The Dutchman maintains a lead of over £1,000,000 in ranking income over world number two Wright.
But it is not Wright who poses the greatest threat to Van Gerwen - indeed, Wright must earn at least £200,000 more than Cross before January in order to maintain the size of his lead over Cross in the rankings.
A second world title for Cross could even vault him ahead of Van Gerwen if the world number one fails to defend his £350,000 winnings as the 2017 World Champion, resulting in the first changing of the guard at the number one spot in five years.
No one is defending less money over the next six months than Cross (£0), but there are also several other players with little to lose who could climb further up the ladder toward stardom.
John Henderson (£21,500 earned in 2016, 13.4% of current OoM), Jonny Clayton (£30,000, 16.40%) and Jamie Lewis (£30,750, 19.6%) may all discover that the disappointment of a barren few months of darts is counter-balanced by the opportunity to surge ahead in the rankings two years later.
The likes of Van Gerwen, Anderson, Dave Chisnall and James Wade, who are all defending 45%+ of their earnings over the next six months, will need to match their 2016 form with similar success to stave off challenges from below.

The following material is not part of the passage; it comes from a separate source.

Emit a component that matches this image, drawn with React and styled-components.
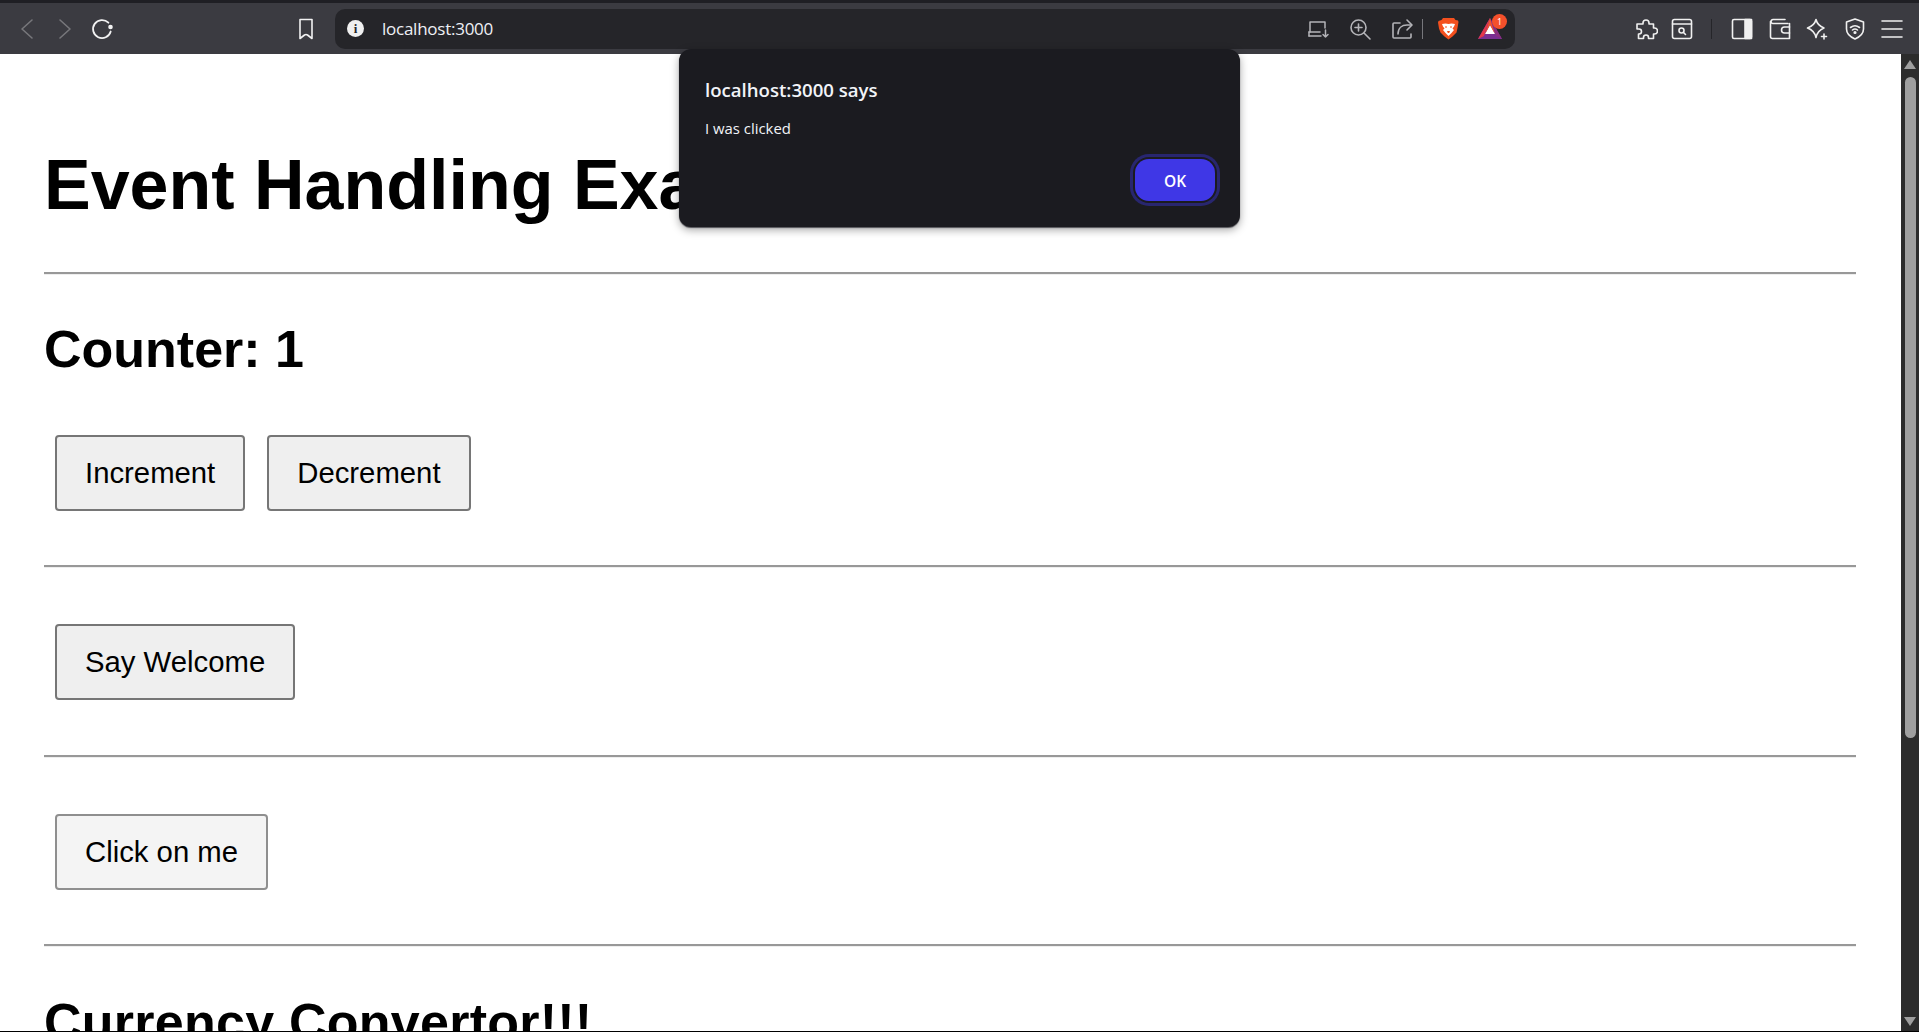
import React from "react";
import styled, { createGlobalStyle } from "styled-components";

const Global = createGlobalStyle`
	html, body {
		margin: 0;
		padding: 0;
		height: 100%;
		overflow: hidden;
		background: #ffffff;
	}
`;

const Window = styled.div`
	height: 1032px;
	display: flex;
	flex-direction: column;
	overflow: hidden;
	position: relative;
	font-family: "Liberation Sans", Arial, sans-serif;
`;

const TopStrip = styled.div`
	height: 3px;
	background: #1f1f24;
	flex: none;
`;

const Toolbar = styled.div`
	height: 51px;
	flex: none;
	background: #3b3b41;
	display: flex;
	align-items: center;
	color: #fff;
	padding-left: 15px;
`;

const NavButton = styled.div`
	width: 24px;
	height: 24px;
	margin-right: ${(p) => p.$gap || 0}px;
	color: ${(p) => p.$color || "#f2f2f2"};
	display: flex;
	flex: none;
	align-items: center;
	justify-content: center;
`;

const AddressBar = styled.div`
	width: 1180px;
	height: 40px;
	margin-left: 17px;
	border-radius: 10px;
	background: #252529;
	display: flex;
	align-items: center;
	padding: 0 13px 0 12px;
	box-sizing: border-box;
	flex: none;
`;

const InfoDot = styled.div`
	width: 17px;
	height: 17px;
	border-radius: 50%;
	background: #f0f0f0;
	color: #252529;
	font-family: "Liberation Serif", serif;
	font-size: 13px;
	font-weight: 700;
	line-height: 17px;
	text-align: center;
`;

const Url = styled.div`
	margin-left: 18px;
	flex: 1;
	font-family: "Open Sans", sans-serif;
	font-size: 17px;
	letter-spacing: -0.25px;
	color: #eef0f5;
`;

const AddressIcons = styled.div`
	display: flex;
	align-items: center;
	color: #b4b4b8;
`;

const Separator = styled.div`
	width: 1px;
	height: 20px;
	background: ${(p) => p.$color || "#77777c"};
	margin: ${(p) => p.$margin};
`;

const Tools = styled.div`
	display: flex;
	align-items: center;
	margin-left: 119px;
	color: #f0f0f0;
`;

const Slot = styled.div`
	position: relative;
	width: 24px;
	height: 24px;
	display: flex;
	align-items: center;
	justify-content: center;
	margin-left: ${(p) => p.$left || 0}px;
`;

const Badge = styled.div`
	position: absolute;
	top: -3px;
	right: -5px;
	width: 15px;
	height: 15px;
	border-radius: 50%;
	background: #f4502b;
	color: #fff;
	font-family: "Noto Sans", sans-serif;
	font-size: 9px;
	line-height: 15px;
	text-align: center;
`;

const Body = styled.div`
	flex: 1;
	min-height: 0;
	display: flex;
`;

const Page = styled.div`
	flex: 1;
	min-width: 0;
	overflow: hidden;
	padding: 12px 45px 0 44px;
	color: #000;
`;

const Title = styled.h1`
	font-size: 70px;
	font-weight: 700;
	line-height: 81px;
	margin: 79px 0 46px;
	white-space: nowrap;
`;

const Rule = styled.hr`
	height: 0;
	border: none;
	border-top: 2px solid #989898;
	border-bottom: 1px solid #eeeeee;
	margin: 0;
`;

const Counter = styled.h2`
	font-size: 52px;
	font-weight: 700;
	line-height: 60px;
	letter-spacing: ${(p) => p.$spacing || 0}px;
	margin: ${(p) => p.$top || 44}px 0 56px;
`;

const ButtonRow = styled.div`
	display: flex;
	gap: 22px;
	padding: ${(p) => p.$pad || "0"};
	margin-left: 11px;
`;

const PageButton = styled.button`
	height: 76px;
	padding: 0 28px;
	font-family: "Liberation Sans", Arial, sans-serif;
	font-size: 29.3px;
	color: #000;
	background: ${(p) => p.$bg || "#efefef"};
	border: 2px solid ${(p) => p.$border || "#767676"};
	border-radius: 4px;
	box-sizing: border-box;
`;

const Scrollbar = styled.div`
	width: 18px;
	flex: none;
	background: #2c2c2c;
	position: relative;
`;

const Thumb = styled.div`
	position: absolute;
	left: 4px;
	top: 23px;
	width: 11px;
	height: 661px;
	border-radius: 5.5px;
	background: #9f9f9f;
`;

const Arrow = styled.div`
	position: absolute;
	left: 3px;
	${(p) => (p.$down ? "bottom: 6px;" : "top: 6px;")}
	width: 0;
	height: 0;
	border-left: 6px solid transparent;
	border-right: 6px solid transparent;
	${(p) => (p.$down ? "border-top" : "border-bottom")}: 9px solid #9f9f9f;
`;

const BottomLine = styled.div`
	position: absolute;
	left: 0;
	right: 0;
	bottom: 0;
	height: 1px;
	background: #000;
`;

const Dialog = styled.div`
	position: absolute;
	left: 679px;
	top: 49px;
	width: 561px;
	height: 178px;
	box-sizing: border-box;
	padding: 28px 25px 0 26px;
	border-radius: 12px;
	background: #1b1b20;
	box-shadow: 0 1px 1px #55555a, 0 3px 8px rgba(0, 0, 0, 0.35);
	color: #f2f4f8;
	font-family: "Open Sans", "Noto Sans", sans-serif;
	display: flex;
	flex-direction: column;
`;

const DialogTitle = styled.div`
	font-size: 18.6px;
	font-weight: 600;
	line-height: 26px;
`;

const DialogText = styled.div`
	font-size: 14.9px;
	line-height: 20px;
	margin-top: 15px;
`;

const DialogActions = styled.div`
	display: flex;
	justify-content: flex-end;
	margin-top: 21px;
`;

const OkButton = styled.div`
	width: 80px;
	height: 42px;
	box-sizing: border-box;
	padding-top: 2px;
	border-radius: 14px;
	background: #3f37e6;
	box-shadow: 0 0 0 2px #1b1b20, 0 0 0 5px #28266f;
	display: flex;
	align-items: center;
	justify-content: center;
	font-size: 15.5px;
	font-weight: 600;
	color: #fff;
`;

const Icon = ({ children, size = 24, width = 1.6 }) => (
	<svg width={size} height={size} viewBox="0 0 24 24" fill="none" stroke="currentColor" strokeWidth={width} strokeLinecap="round" strokeLinejoin="round">
		{children}
	</svg>
);

export default function App() {
	return (
		<Window>
			<Global />
			<TopStrip />
			<Toolbar>
				<NavButton $gap={14} $color="#77777b">
					<Icon><path d="M17 3 7 12l10 9" /></Icon>
				</NavButton>
				<NavButton $gap={14} $color="#77777b">
					<Icon><path d="m7 3 10 9-10 9" /></Icon>
				</NavButton>
				<NavButton $gap={179}>
					<Icon width={1.8}>
						<path d="M17.400 5.700A9 9 0 1 0 19.700 14.500" />
						<circle cx="19.500" cy="10" r="1.400" fill="currentColor" />
					</Icon>
				</NavButton>
				<NavButton>
					<Icon><path d="M6 2.500h12v19l-4.500-3.500q-1.500-1-3 0L6 21.500z" /></Icon>
				</NavButton>
				<AddressBar>
					<InfoDot>i</InfoDot>
					<Url>localhost:3000</Url>
					<AddressIcons>
						<Slot>
							<Icon width={1.5}>
								<path d="M4 15V5h15v6" />
								<path d="M3 19h12M3 15h11" />
								<path d="M3 15v4" />
								<path d="M19.500 13v7m-2.500-2.500 2.500 2.500 2.500-2.500" />
							</Icon>
						</Slot>
						<Slot $left={18}>
							<Icon>
								<circle cx="10.500" cy="10.500" r="7.500" />
								<path d="m16 16 6 6M10.500 7v7M7 10.500h7" />
							</Icon>
						</Slot>
						<Slot $left={18}>
							<Icon>
								<path d="M10 6H4a1 1 0 0 0-1 1v13a1 1 0 0 0 1 1h16a1 1 0 0 0 1-1v-3" />
								<path d="M8 17c0-6 4-9 9-9h4" />
								<path d="m17 3 5 5-5 5" />
							</Icon>
						</Slot>
						<Separator $margin="0 8px 0 8px" />
						<Slot $left={5}>
							<svg width="21" height="22" viewBox="0 0 21 22">
								<path d="M5 0h11l1.500 2 2.500.500.500 1.500-.500 3-.500 3-1 4.500-4 4-4 3-4-3-4-4L1 10.500l-.500-3-.500-3 .500-1.500L3.500 2z" fill="#f4501e" />
								<path d="M4 6l3.500-.500 3 .500 3-.500L17 6l-1 2.500-1.500 2L16 12l-2.500 3-3 3-3-3L5 12l1.500-1.500L5 8.500z" fill="#fff" />
								<path d="M7 9h2M12 9h2M9.500 13.500h2l-1 1.500z" fill="#f4501e" stroke="#f4501e" strokeWidth="1" />
							</svg>
						</Slot>
						<Slot $left={18}>
							<svg width="24" height="22" viewBox="0 0 24 22">
								<path d="M12 0 0 21h24z" fill="#7a2f92" />
								<path d="M12 0 0 21l6-3z" fill="#e5364a" />
								<path d="M12 0l12 21-6-3z" fill="#8a2f80" />
								<path d="M12 7 7 16h10z" fill="#fff" />
								<path d="M12 0 7 16l5-9 5 9z" fill="#f2532c" />
							</svg>
							<Badge>1</Badge>
						</Slot>
					</AddressIcons>
				</AddressBar>
				<Tools>
					<Slot>
						<Icon>
							<path d="M9 6a3 3 0 0 1 6 0v1h4.500v4H20.500a3 3 0 0 1 0 6h-1v4.500h-5v-1a2.500 2.500 0 0 0-5 0v1H4.500V17H5a2.500 2.500 0 0 0 0-5H3V7h6z" />
						</Icon>
					</Slot>
					<Slot $left={12}>
						<Icon>
							<rect x="2.500" y="2.500" width="19" height="19" rx="2" />
							<path d="M2.500 7h19" />
							<circle cx="11.500" cy="13.500" r="2.500" />
							<path d="m13.500 15.500 2 2" />
						</Icon>
					</Slot>
					<Separator $color="#252529" $margin="0 18px 0 17px" />
					<Slot>
						<Icon>
							<rect x="2.500" y="2.500" width="19" height="19" rx="1.500" />
							<rect x="15" y="2.500" width="6.500" height="19" fill="currentColor" />
						</Icon>
					</Slot>
					<Slot $left={14}>
						<Icon>
							<path d="M20 6.500H5a2 2 0 0 1-2-2 2 2 0 0 1 2-2h12" />
							<path d="M2.500 4.500V19.500a2 2 0 0 0 2 2h17v-15" />
							<path d="M21.500 10h-5a2.500 2.500 0 0 0 0 6h5" />
						</Icon>
					</Slot>
					<Slot $left={13}>
						<Icon>
							<path d="M11 2.500q1.500 6 8 8.500-6.500 2.500-8 9.500-1.500-7-8.500-9.500 7-2.500 8.500-8.500z" />
							<path d="M19 17v5M16.500 19.500h5" />
						</Icon>
					</Slot>
					<Slot $left={14}>
						<Icon>
							<path d="M12 2 3.500 5v7c0 5 4 8 8.500 10 4.500-2 8.500-5 8.500-10V5z" />
							<path d="M7.500 10.500q4.500-3.500 9 0M9.500 13q2.500-2 5 0" />
							<circle cx="12" cy="15.500" r="0.800" fill="currentColor" />
						</Icon>
					</Slot>
					<Slot $left={13}>
						<Icon><path d="M2 4h20M2 12h20M2 20h20" /></Icon>
					</Slot>
				</Tools>
			</Toolbar>
			<Body>
				<Page>
					<Title>Event Handling Example</Title>
					<Rule />
					<Counter>Counter: 1</Counter>
					<ButtonRow $pad="0 0 54px">
						<PageButton>Increment</PageButton>
						<PageButton>Decrement</PageButton>
					</ButtonRow>
					<Rule />
					<ButtonRow $pad="56px 0 55px">
						<PageButton>Say Welcome</PageButton>
					</ButtonRow>
					<Rule />
					<ButtonRow $pad="56px 0 54px">
						<PageButton $bg="#f4f4f4" $border="#8f8f8f">Click on me</PageButton>
					</ButtonRow>
					<Rule />
					<Counter $top={45} $spacing={0.25}>Currency Convertor!!!</Counter>
				</Page>
				<Scrollbar>
					<Arrow />
					<Thumb />
					<Arrow $down />
				</Scrollbar>
			</Body>
			<BottomLine />
			<Dialog>
				<DialogTitle>localhost:3000 says</DialogTitle>
				<DialogText>I was clicked</DialogText>
				<DialogActions>
					<OkButton>OK</OkButton>
				</DialogActions>
			</Dialog>
		</Window>
	);
}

The first big test for the future of the rankings comes at the end of the month with the World Matchplay in which Van Gerwen and Lewis could meet in the second round.
It would be a vital match for both players; with Van Gerwen defending his £100,000 winners' cheque from 2016.
An early exit could mean a huge £80,000 blow to his Order of Merit, wiping out three European Tour wins' worth of income in one match.
Meanwhile Lewis, hoping to maintain his momentum, will seek to replace his £27,000 of earnings with an even larger prize.
Players further down the rankings will look to take advantage of the potential earnings of £500 to £1,000 per leg merely for having qualified, and jump ahead of rivals who did not earn a place in Blackpool.
The players have their eyes on the prize - £115,000 and the Phil Taylor Trophy - but also on the past, for as much as players' destiny is determined by the darts they are about to throw, so too is it controlled by the darts they threw two years ago.